Murdoch makes an offer you can't refuse


Here's the story:

DOW Jones could face a flood of shareholder lawsuits if it rejects a buyout bid from News Corporation and its shares tumble, legal and governance experts said overnight.

Dow Jones, publisher of the Wall Street Journal, has said it is evaluating the $US5 billion ($6 billion) takeover bid from Murdoch's News Corp (nws.ASX:Quote,News), a proposal that triggered a nearly 55 percent jump in its stock price on Tuesday.

But a representative of the publisher's controlling shareholders, the Bancroft family, said they would oppose it.

If the board ultimately rejects the offer, and no comparable bids emerge, lawsuits almost surely will be filed accusing the directors for failing to look after investors' interests, said Thomas Dewey, a partner at law firm Dewey Pegno & Kramarsky.

55% jump in the share price upon publication of the offer? If I was a shareholder, I'd sue too.

Who said that the rise of litigation culture is a bad thing?

6 comments:

  1. Anonymous Says:

    In terms of the risk of litigation, there might be a selection issue.

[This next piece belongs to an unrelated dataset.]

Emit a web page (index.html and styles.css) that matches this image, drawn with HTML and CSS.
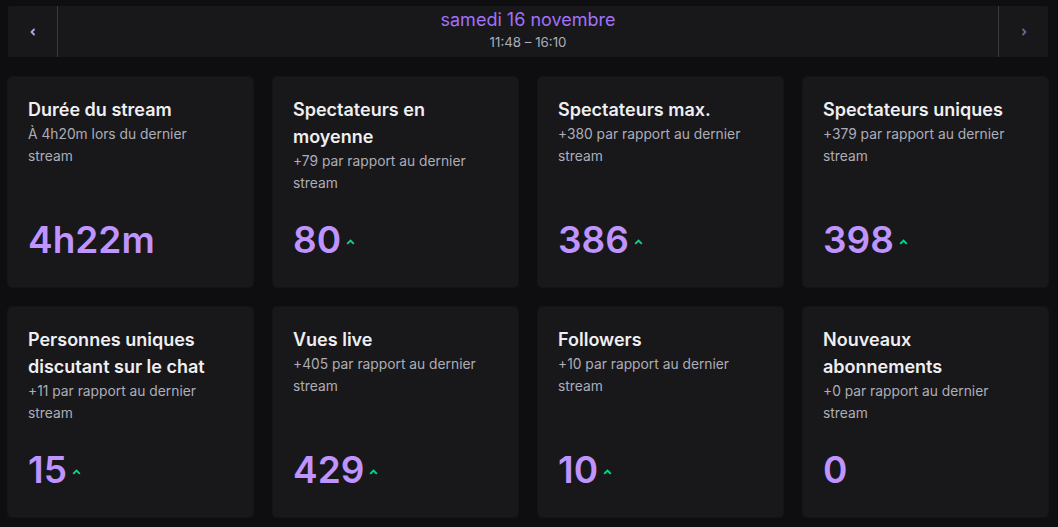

    Shareholders can lock in the 55% rise by selling on the current rumours rather than holding out for any further takeover premium. Arguably a more skillful investor is more likely to do this and they may also have been the type of investor most likely to sue.

  2. datacharmer Says:

    A good point. However, you are ignoring the fact that the 55% rise reflects the money DJ shareholders stand to gain weighed by the probability the takeover will take place. Any merger may fail, let alone a hostile takeover, so shall Murdoch have his way shareholders should be looking at capital gains way in excess of %55. That's a good reason for a sophisticated investor not to sell now, and a way in which the controlling family is hurting shareholders' interests. Being sophisticated myself, I would hold on to the shares and either look forward to a spectacural capital gain or a bumper payout in court.

  3. datacharmer Says:

    Just to say my financial sophistication mentioned in the previous comment is self-perceived. My immodesty is the more publicly observed characteristic.

  4. Anonymous Says:

    I have to agree with Anonymous's point of view. When a merger is announced skillful investors would be better off if they sell off the stock rather than wait for higher capital gains regardless if the merger goes through or not. The latter is more so if one considers the evidence that the stock price is higher at the day of announcement and afterwards drops significantly, an argument which is more consistent with share price smoothing or the market efficiency hypothesis. All of this makes the possibility of high capital gains in the first 3-4 years following the merger highly unlikely.

  5. Anonymous Says:

    "Being sophisticated myself, I would hold on to the shares and either look forward to a spectacural capital gain or a bumper payout in court."

    The expected return of continuing to hold is: (prob of takeover) x (full takeover premium) + (1 - prob of takeover) x (-55% - cost of suing + (prob of winning litigation) * (litigation pay-off). A sophisticated investor would make an assessment of the expected return of holding and compare that to an immediate 55% gain.

    The cost of suing is high (including psychic costs), the probability of success is low because it is currently unprecedented and the likely pay-off would probably only be at best to receive the full takeover premium plus legal costs (although this would current be at an unpayable level), so the likelihood is that the expected pay-off from continuing to hold is less than 55%. Build in risk aversion and the case is even more compelling.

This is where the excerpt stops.